Savvy video poker players know to look at the single-credit payouts in the table to ascertain whether the best game is being oﬀered. For instance, in the classic Jacks or Better Draw Poker game, they look for a table that oﬀers 9-for-1 for the full house and 6-fo-1 for the ﬂush. Video poker players in countless community chat rooms tell each other where to ﬁnd the “9/6 games.”
Many slot operators are terriﬁed by this fact. They see that a 9/6 game returns 99.54 percent of all wagers to players, providing they are played with perfect strategy. Slot operators in tourist spots, like the Las Vegas Strip in particular, will oﬀer lower-paying schedules, like 7/5 Jacks or Better, or even 6/5 Bonus Poker.
Last month, I talked to current and past slot operators while doing a big feature on video poker, and I asked about these policies. Several were operators like Cliﬀ Paige, slot director at the South Point, and Buddy Frank, who ran slots for years at Pechanga Resort in California. Those two always adopted the policy of oﬀering the best pay tables in video poker, and they explained why oﬀering only lousy pay tables is a misguided policy.
Using Jacks or Better as a basic example, both noted that the only way a 9/6 payback percentage is achieved is through perfect strategy— an expert, often a professional. The overall majority of players are getting at least two or three percentage points less, or even lower returns. Every-one thinks they know how to play poker, but the fact is that novices and recreational players more than make up for the few professionals and “advantage players” who can play the perfect strategy on the game.
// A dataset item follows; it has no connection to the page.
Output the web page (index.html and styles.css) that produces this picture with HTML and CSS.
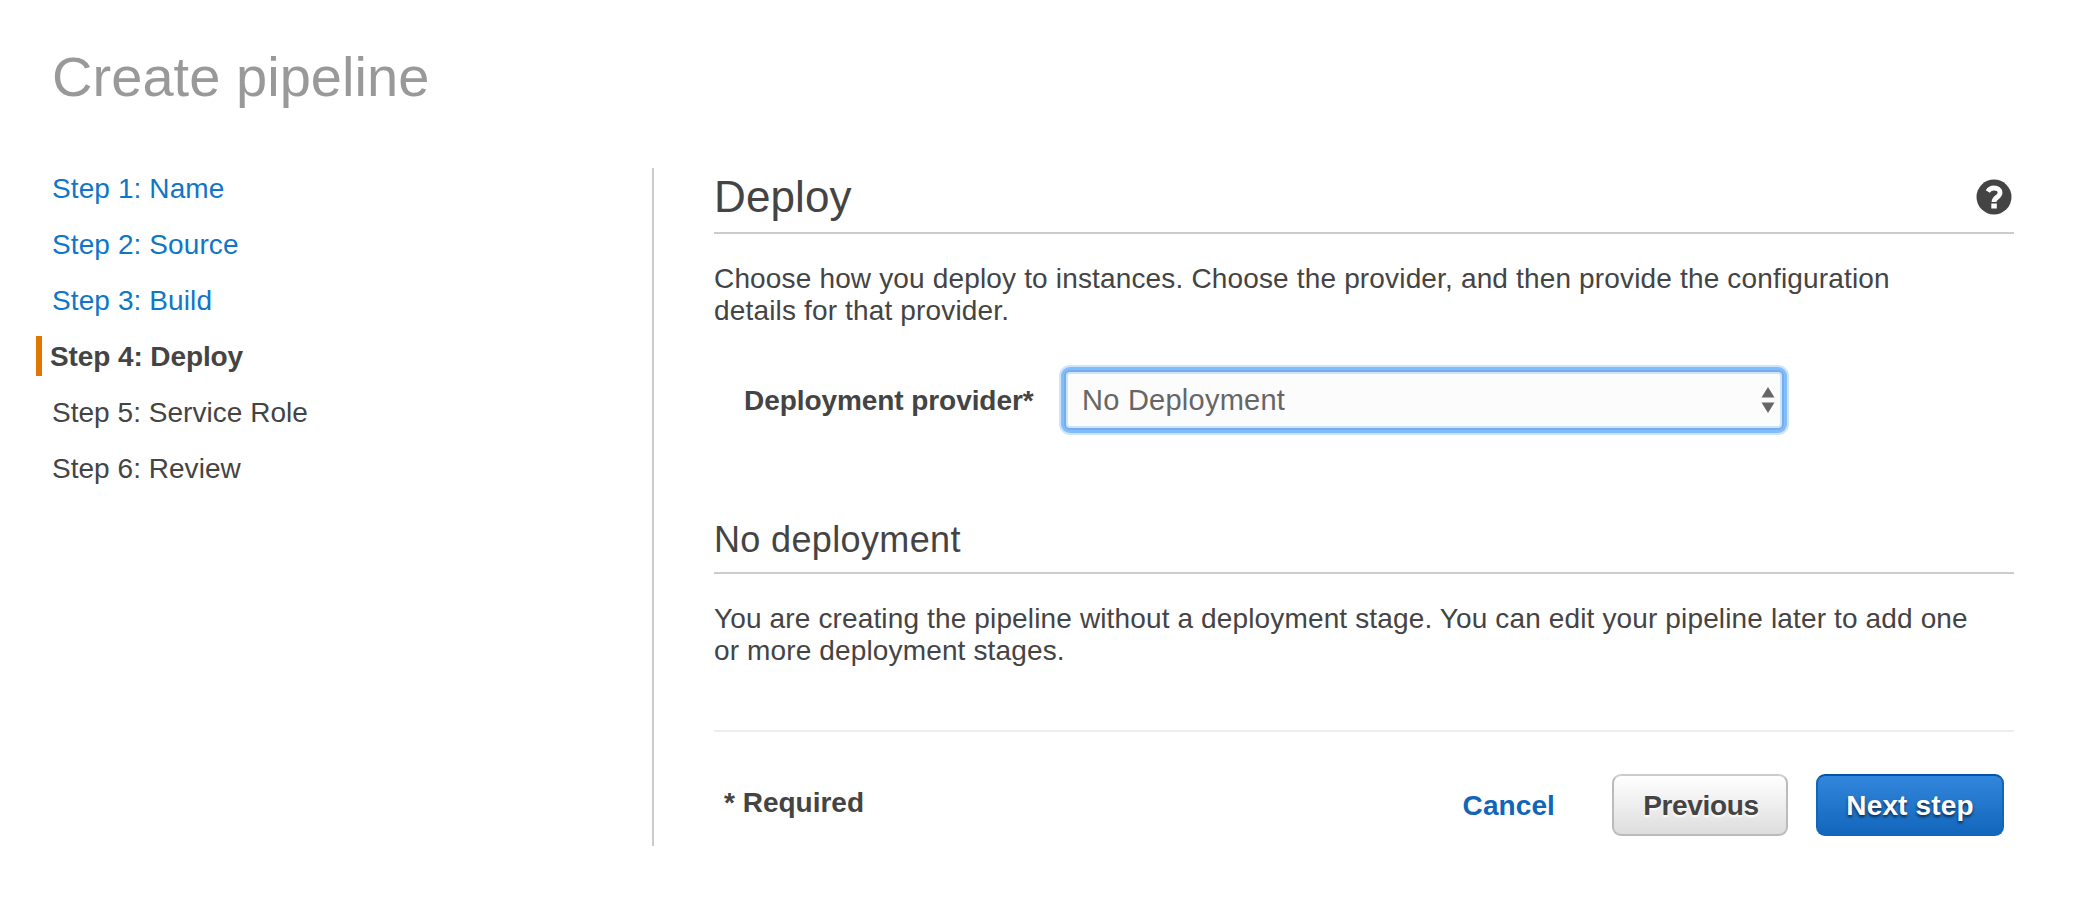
FILE: index.html
```html
<!DOCTYPE html>
<html lang="en">
<head>
<meta charset="utf-8">
<title>Create pipeline</title>
<link rel="stylesheet" href="styles.css">
</head>
<body>
<h1 class="page-title">Create pipeline</h1>
<div class="wizard">
  <nav class="steps">
    <a class="step link">Step 1: Name</a>
    <a class="step link">Step 2: Source</a>
    <a class="step link">Step 3: Build</a>
    <span class="step current">Step 4: Deploy</span>
    <span class="step">Step 5: Service Role</span>
    <span class="step">Step 6: Review</span>
  </nav>
  <main class="panel">
    <header class="panel-head">
      <h2 class="heading">Deploy</h2>
      <svg class="help" viewBox="0 0 36 36" aria-label="Help"><circle cx="18" cy="18" r="17.500" fill="#444"/><path d="M11.800 12.400C13.300 10 15.300 9 18 9c3.500 0 6 1.700 6 4.700 0 4.500-6 4.600-6 9.300" fill="none" stroke="#fff" stroke-width="4.800"/><path d="M15.300 24.500h5.500v5h-5.500z" fill="#fff"/></svg>
    </header>
    <p class="intro">Choose how you deploy to instances. Choose the provider, and then provide the configuration<br>details for that provider.</p>
    <div class="field">
      <label class="label">Deployment provider*</label>
      <div class="select"><span class="value">No Deployment</span><svg class="arrows" viewBox="0 0 14 26"><path d="M7 0l6.500 10.500H.5zM.5 15.500h13L7 26z" fill="#666"/></svg></div>
    </div>
    <h3 class="subheading">No deployment</h3>
    <p class="note">You are creating the pipeline without a deployment stage. You can edit your pipeline later to add one<br>or more deployment stages.</p>
    <footer class="actions">
      <span class="required">* Required</span>
      <a class="cancel">Cancel</a>
      <button class="btn previous">Previous</button>
      <button class="btn next">Next step</button>
    </footer>
  </main>
</div>
</body>
</html>
```
FILE: styles.css
```css
* { box-sizing: border-box; }
body { margin: 0; background: #fff; color: #444; font: 28px/32px "Liberation Sans", Arial, sans-serif; }
h1, h2, h3, p { margin: 0; font-weight: 400; white-space: nowrap; }
.page-title { padding: 45px 0 0 52px; height: 168px; color: #999; font-size: 56px; line-height: 64px; letter-spacing: 0.05px; }
.wizard { display: flex; height: 678px; }
.steps { display: flex; flex-direction: column; gap: 16px; width: 652px; padding-left: 36px; }
.step { height: 40px; line-height: 42px; padding-left: 16px; white-space: nowrap; letter-spacing: 0.03px; }
.link { color: #0f76c8; letter-spacing: 0.1px; }
.current { border-left: 6px solid #e07700; padding-left: 8px; font-weight: 700; letter-spacing: -0.1px; }
.panel { width: 1362px; border-left: 2px solid #ccc; padding-left: 60px; }
.panel-head { display: flex; justify-content: space-between; height: 66px; border-bottom: 2px solid #ccc; padding: 4px 2px 0 0; }
.heading { font-size: 44px; line-height: 50px; letter-spacing: 0.1px; }
.help { width: 36px; height: 36px; margin-top: 7px; }
.intro { padding-top: 29px; height: 131px; letter-spacing: 0.16px; }
.field { display: flex; align-items: center; height: 70px; padding-left: 30px; }
.label { width: 320px; padding-top: 1px; font-weight: 700; white-space: nowrap; letter-spacing: -0.07px; }
.select { display: flex; align-items: center; justify-content: space-between; width: 720px; height: 60px; padding: 0 7px 0 16px; background: #fcfcfc; color: #666; border: 2px solid #74acee; border-radius: 6px; box-shadow: inset 0 0 0 2px #cbe5fd, 0 0 0 3px #84bbfb, 0 0 0 5px #cbe5fd; }
.value { font-size: 29px; letter-spacing: 0.25px; }
.arrows { width: 14px; height: 26px; }
.subheading { margin-top: 74px; height: 65px; border-bottom: 2px solid #ccc; font-size: 36px; line-height: 61px; letter-spacing: 0.36px; }
.note { padding-top: 29px; height: 156px; letter-spacing: 0.14px; }
.actions { display: flex; align-items: center; height: 106px; padding: 42px 10px 0 10px; border-top: 2px solid #eee; font-weight: 700; }
.required { margin-right: auto; padding-bottom: 5px; }
.cancel { padding-top: 2px; margin-right: 57px; color: #1166bb; letter-spacing: 0.1px; }
.btn { height: 62px; padding: 2px 0 0; border: 2px solid #bbb; border-radius: 9px; font: inherit; color: #444; }
.previous { width: 176px; margin-right: 28px; padding-left: 2px; letter-spacing: -0.35px; border-top-color: #ccc; background: linear-gradient(#fff, #ddd); text-shadow: 0 2px 2px #fff; }
.next { width: 188px; color: #fff; border-color: #1166bb; border-top-color: #0055aa; background: linear-gradient(#3388dd, #1166bb) border-box; text-shadow: 0 2px 3px #000a; letter-spacing: 0.15px; }
```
The most compelling argument, made by Frank, for oﬀering the highest pay tables is that video poker players know when the return is lower, and if they don’t ﬁnd a good return, they’re not going to go seek out a slot machine to give away a 10 percent or higher house advantage. They’ll vote with their feet—they’ll walk out the door. The operator will simply lose that customer.
Frank and Paige both noted that it’s a very good customer they are losing by tightening up the pay tables. Video poker players don’t just play on vacation. They generally play several times a week. They bring people with them who do play the lower-paying slots. They spend money in a property’s hotel, restaurants, sportsbook—they are high-value customers to the casino. It just doesn’t make sense to discard them as customers over a couple of percentage points they’re not likely to achieve in any event.
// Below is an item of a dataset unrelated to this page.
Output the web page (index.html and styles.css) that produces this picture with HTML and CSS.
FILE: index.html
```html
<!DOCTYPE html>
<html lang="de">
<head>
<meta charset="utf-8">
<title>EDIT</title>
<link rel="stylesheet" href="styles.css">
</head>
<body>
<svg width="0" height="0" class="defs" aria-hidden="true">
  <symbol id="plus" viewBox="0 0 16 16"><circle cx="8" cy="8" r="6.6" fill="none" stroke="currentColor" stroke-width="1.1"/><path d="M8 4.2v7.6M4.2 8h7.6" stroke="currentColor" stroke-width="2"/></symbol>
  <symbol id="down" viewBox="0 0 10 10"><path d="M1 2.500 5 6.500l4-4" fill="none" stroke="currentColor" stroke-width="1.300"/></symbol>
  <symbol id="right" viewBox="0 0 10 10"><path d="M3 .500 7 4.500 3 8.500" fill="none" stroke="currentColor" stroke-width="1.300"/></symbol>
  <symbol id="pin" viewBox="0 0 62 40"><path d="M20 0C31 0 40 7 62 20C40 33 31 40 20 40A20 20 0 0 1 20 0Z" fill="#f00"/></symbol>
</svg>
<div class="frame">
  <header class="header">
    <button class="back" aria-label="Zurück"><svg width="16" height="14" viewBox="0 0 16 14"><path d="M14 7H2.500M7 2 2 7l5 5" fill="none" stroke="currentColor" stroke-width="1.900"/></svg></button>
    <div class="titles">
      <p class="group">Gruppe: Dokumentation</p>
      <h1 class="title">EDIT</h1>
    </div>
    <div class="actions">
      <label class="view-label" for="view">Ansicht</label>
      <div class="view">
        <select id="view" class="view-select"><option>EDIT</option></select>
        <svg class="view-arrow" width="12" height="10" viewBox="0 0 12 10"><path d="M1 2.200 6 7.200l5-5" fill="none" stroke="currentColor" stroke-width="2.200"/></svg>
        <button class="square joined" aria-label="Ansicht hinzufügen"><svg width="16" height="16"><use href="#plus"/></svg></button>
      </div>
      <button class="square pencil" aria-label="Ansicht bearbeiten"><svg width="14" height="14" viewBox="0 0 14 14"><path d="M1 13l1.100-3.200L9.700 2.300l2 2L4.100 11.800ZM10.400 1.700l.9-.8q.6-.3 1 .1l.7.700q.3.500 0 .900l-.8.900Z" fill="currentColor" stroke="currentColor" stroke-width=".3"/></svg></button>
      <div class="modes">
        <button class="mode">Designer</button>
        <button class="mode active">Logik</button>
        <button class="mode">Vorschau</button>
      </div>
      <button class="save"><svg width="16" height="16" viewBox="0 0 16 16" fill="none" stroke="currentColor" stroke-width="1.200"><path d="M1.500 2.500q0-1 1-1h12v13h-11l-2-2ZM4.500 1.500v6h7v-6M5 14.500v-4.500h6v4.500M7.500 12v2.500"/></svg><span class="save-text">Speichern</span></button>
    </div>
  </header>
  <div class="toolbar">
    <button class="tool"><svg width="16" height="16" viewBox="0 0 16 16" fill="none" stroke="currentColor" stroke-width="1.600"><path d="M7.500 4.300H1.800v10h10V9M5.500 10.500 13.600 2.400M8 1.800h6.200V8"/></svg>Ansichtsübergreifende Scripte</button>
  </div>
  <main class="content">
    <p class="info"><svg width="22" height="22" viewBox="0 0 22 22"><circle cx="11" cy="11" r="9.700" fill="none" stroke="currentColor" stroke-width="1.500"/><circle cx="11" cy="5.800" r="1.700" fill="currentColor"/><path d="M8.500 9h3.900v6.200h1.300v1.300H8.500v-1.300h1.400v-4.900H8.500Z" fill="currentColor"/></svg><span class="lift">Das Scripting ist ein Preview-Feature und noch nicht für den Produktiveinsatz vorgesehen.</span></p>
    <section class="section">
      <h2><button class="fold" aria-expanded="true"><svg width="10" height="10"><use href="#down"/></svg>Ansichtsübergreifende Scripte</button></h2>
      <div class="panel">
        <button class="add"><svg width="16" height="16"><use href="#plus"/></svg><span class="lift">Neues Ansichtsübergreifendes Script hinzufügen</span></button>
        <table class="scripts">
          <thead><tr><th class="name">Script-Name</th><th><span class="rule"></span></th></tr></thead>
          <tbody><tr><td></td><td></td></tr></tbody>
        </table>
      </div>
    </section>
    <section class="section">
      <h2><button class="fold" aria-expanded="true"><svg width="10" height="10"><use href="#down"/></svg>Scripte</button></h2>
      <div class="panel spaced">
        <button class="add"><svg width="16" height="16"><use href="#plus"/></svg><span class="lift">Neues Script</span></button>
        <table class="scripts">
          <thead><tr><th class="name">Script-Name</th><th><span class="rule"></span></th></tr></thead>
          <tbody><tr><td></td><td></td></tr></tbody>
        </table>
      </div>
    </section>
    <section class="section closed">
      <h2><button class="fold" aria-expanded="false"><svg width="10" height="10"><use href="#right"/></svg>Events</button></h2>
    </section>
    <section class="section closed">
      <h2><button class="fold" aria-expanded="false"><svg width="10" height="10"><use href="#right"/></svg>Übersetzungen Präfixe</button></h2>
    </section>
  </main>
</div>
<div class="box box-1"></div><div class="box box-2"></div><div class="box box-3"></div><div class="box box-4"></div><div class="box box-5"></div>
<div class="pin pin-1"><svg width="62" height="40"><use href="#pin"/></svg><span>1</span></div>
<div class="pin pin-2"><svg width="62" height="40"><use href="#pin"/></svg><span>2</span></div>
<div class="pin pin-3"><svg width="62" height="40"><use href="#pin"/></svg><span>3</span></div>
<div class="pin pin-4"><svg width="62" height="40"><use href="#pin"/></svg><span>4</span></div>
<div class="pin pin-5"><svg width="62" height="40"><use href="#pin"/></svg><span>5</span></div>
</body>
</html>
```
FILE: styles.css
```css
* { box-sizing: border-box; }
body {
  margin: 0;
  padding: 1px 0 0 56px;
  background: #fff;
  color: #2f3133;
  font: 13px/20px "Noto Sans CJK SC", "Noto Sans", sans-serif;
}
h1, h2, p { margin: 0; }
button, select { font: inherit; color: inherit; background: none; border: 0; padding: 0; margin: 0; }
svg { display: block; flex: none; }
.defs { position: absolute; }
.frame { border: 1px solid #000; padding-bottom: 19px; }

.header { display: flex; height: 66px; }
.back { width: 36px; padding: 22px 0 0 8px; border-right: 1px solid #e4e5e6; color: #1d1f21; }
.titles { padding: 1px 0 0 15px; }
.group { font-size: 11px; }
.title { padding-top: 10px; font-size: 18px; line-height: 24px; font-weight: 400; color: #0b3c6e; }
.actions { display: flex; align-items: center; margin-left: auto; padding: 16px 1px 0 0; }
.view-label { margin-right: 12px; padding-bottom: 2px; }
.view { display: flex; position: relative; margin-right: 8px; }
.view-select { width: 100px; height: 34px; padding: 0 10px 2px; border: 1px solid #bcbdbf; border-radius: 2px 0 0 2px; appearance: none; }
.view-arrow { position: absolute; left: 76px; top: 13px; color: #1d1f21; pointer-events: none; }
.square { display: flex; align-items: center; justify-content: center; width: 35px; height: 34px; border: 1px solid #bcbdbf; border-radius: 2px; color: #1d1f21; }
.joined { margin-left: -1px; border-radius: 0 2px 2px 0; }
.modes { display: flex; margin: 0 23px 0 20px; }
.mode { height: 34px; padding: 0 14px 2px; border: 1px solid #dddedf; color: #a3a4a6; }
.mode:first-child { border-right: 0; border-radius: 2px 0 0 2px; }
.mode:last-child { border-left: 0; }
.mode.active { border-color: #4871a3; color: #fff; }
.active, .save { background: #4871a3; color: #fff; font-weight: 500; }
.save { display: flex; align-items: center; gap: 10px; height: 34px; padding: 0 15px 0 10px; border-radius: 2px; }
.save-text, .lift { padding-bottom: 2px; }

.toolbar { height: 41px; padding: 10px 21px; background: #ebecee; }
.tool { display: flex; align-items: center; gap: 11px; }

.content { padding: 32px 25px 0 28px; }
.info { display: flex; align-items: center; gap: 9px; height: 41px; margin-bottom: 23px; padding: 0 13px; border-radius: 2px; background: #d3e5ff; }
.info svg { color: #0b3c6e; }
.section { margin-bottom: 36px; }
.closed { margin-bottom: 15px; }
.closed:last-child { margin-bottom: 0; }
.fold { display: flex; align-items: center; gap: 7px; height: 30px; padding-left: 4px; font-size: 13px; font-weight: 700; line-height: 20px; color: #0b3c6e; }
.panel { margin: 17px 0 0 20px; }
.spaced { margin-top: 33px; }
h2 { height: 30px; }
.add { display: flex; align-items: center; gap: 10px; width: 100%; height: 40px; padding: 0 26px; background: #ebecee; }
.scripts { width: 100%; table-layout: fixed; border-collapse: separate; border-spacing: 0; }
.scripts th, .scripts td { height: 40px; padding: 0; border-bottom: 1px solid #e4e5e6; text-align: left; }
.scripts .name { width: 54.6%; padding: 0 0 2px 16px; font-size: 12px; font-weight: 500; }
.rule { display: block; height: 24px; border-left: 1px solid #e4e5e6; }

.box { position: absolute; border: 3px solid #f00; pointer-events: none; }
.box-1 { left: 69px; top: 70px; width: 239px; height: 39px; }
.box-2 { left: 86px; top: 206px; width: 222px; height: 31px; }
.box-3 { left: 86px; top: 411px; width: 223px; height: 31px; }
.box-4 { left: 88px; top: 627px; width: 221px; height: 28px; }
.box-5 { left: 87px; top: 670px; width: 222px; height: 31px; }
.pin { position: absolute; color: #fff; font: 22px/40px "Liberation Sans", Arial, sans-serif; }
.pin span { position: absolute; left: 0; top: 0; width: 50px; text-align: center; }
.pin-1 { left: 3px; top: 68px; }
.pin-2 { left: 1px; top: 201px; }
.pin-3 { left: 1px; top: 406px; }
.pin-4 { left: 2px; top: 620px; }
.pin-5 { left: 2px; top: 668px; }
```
Frank even ran the slots for a few years at the Atlantis in Reno, a place rife with advantage players on any given night. The games oﬀered the highest paybacks, and according to Frank, they were always proﬁtable.
My favorite Buddy Frank quote from that article, published in the April edition of Global Gaming Business:
“To me, oﬀering 7/5 poker is like having a produce department in a grocery store only oﬀering rotting fruit. If you’re going to oﬀer poker, you should have a good paytable.”
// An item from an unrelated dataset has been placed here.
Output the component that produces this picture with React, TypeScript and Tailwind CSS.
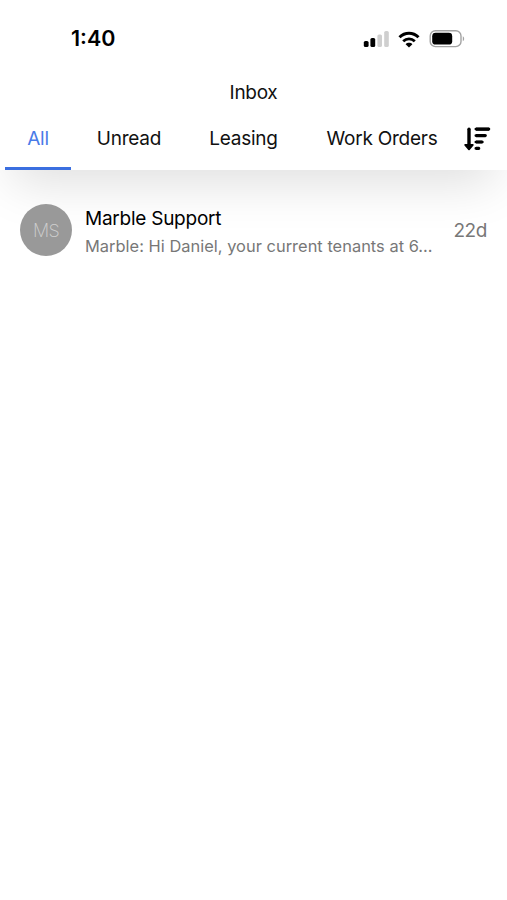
import { useState } from "react";

const tabs = [
  { label: "All", width: "w-[66px]" },
  { label: "Unread", width: "w-[116px]" },
  { label: "Leasing", width: "w-[113px]" },
  { label: "Work Orders", width: "w-[164px]" },
];

const threads = [
  {
    initials: "MS",
    name: "Marble Support",
    preview: "Marble: Hi Daniel, your current tenants at 6...",
    age: "22d",
  },
];

const StatusBar = () => (
  <div className="flex h-[76px] items-center justify-between pt-[2px] pl-[71px] pr-[42px]">
    <span className="text-[21.5px] font-semibold leading-none text-black">1:40</span>
    <div className="flex items-center">
      <svg width="26" height="18" viewBox="0 0 26 18" className="mr-[9px]">
        <rect x=".8" y="11" width="4.8" height="6" rx="1.6" fill="#000" />
        <rect x="7.4" y="8" width="4.8" height="9" rx="1.6" fill="#000" />
        <rect x="14.4" y="4.5" width="4.6" height="12.5" rx="1.6" fill="#cfcfcf" />
        <rect x="21.2" y="1" width="4.6" height="16" rx="1.6" fill="#cfcfcf" />
      </svg>
      <svg width="22" height="17" viewBox="0 0 22 17" fill="none" className="mr-[9px]">
        <path d="M1.5 6.2C7 .8 15 .8 20.5 6.2" stroke="#000" strokeWidth="3" />
        <path d="M5.2 10.2C8.6 7 13.4 7 16.8 10.2" stroke="#000" strokeWidth="2.8" />
        <path d="M11 16.5L7.6 13.2c1.8-1.8 5-1.8 6.8 0z" fill="#000" />
      </svg>
      <svg width="36" height="18" viewBox="0 0 36 18" fill="none">
        <rect x="1.2" y=".8" width="30.8" height="15.8" rx="5.2" stroke="#a3a3a3" strokeWidth="1.4" />
        <rect x="3.2" y="2.8" width="20" height="11.8" rx="3.4" fill="#000" />
        <path d="M33.8 6.2c1.8.8 1.8 4.2 0 5z" fill="#a3a3a3" />
      </svg>
    </div>
  </div>
);

const SortIcon = () => (
  <svg width="27" height="25" viewBox="0 0 27 25" fill="none" stroke="#000">
    <path d="M5 2.2v17" strokeWidth="3.4" strokeLinecap="round" />
    <path d="M1.2 18h7.6L5 22.4z" fill="#000" strokeWidth="1.8" strokeLinejoin="round" />
    <path d="M12 2.1h13.2M12 8.6h9.6M12 15h6.4M12 21.4h3.2" strokeWidth="3.2" strokeLinejoin="round" />
    <path d="M11.8 2.1h13.2M11.8 8.6h9.8M11.8 15h6.6M11.8 21.4h3.2" strokeWidth="2.6" strokeLinecap="round" />
  </svg>
);

const App = () => {
  const [active, setActive] = useState("All");

  return (
    <div className="flex min-h-[900px] w-full flex-col overflow-hidden bg-white font-['Inter',sans-serif]">
      <header className="flex h-[170px] flex-col bg-white shadow-[0_25px_50px_-12px_rgba(0,0,0,0.13)]">
        <StatusBar />
        <h1 className="flex h-8 items-center justify-center text-[19px] leading-none tracking-[-0.3px] text-[#111]">
          Inbox
        </h1>
        <nav className="flex flex-1 pl-[5px]">
          {tabs.map((tab) => (
            <button
              key={tab.label}
              onClick={() => setActive(tab.label)}
              className={`flex h-full items-center justify-center border-b-[3px] pt-px text-[19px] leading-none tracking-[-0.25px] whitespace-nowrap ${tab.width} ${
                active === tab.label ? "border-[#3b6fe0] text-[#4a7be8]" : "border-transparent text-[#111]"
              }`}
            >
              {tab.label}
            </button>
          ))}
          <button aria-label="Sort" className="flex items-center">
            <SortIcon />
          </button>
        </nav>
      </header>
      <main className="pt-[33px]">
        {threads.map((thread) => (
          <div key={thread.name} className="flex items-center px-5">
            <div className="mb-[3px] flex size-[52px] shrink-0 items-center justify-center rounded-full bg-[#999] text-[18px] font-extralight tracking-[-0.6px] text-[#d0d0d0]">
              {thread.initials}
            </div>
            <div className="ml-[13px] flex flex-1 flex-col">
              <span className="pt-[2px] text-[19px] leading-7 tracking-[-0.25px] text-black">{thread.name}</span>
              <span className="-mt-px text-[16.4px] leading-7 tracking-[0.03px] whitespace-nowrap text-[#777]">
                {thread.preview}
              </span>
            </div>
            <span className="text-[19px] tracking-[-0.4px] text-[#777]">{thread.age}</span>
          </div>
        ))}
      </main>
    </div>
  );
};

export default App;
You might not be able to ﬁnd the good pay tables looking at the payback charts we publish in our magazines, but from long experience as a lover of the game, I can tell you this: Go where the locals go. If you’re in Las Vegas, go to the South Point, or go oﬀ the Strip to one of the Station, Boyd or other locals haunts. If you’re in Reno, go to the Atlantis or Peppermill. If you’re in Atlantic City…
Atlantic City has really tightened up its video poker in recent years. In past years, the answer was always the Borgata. When that place was co-owned by Boyd Gaming and MGM, it had a wide collection of the best video poker. After MGM Resorts bought out Boyd to own the casino outright, the good video poker disappeared.
I live near Atlantic City, and I have three locations where I know there is still half-decent video poker—Caesars Atlantic City has a good inventory. Harrah’s Resort has a few in the higher denominations. Bally’s has one wall where, at least the last time I was there, had exactly three decent games.
There are still places to play fair, high-return video poker. Seek them out. The other places are just oﬀering you rotten produce.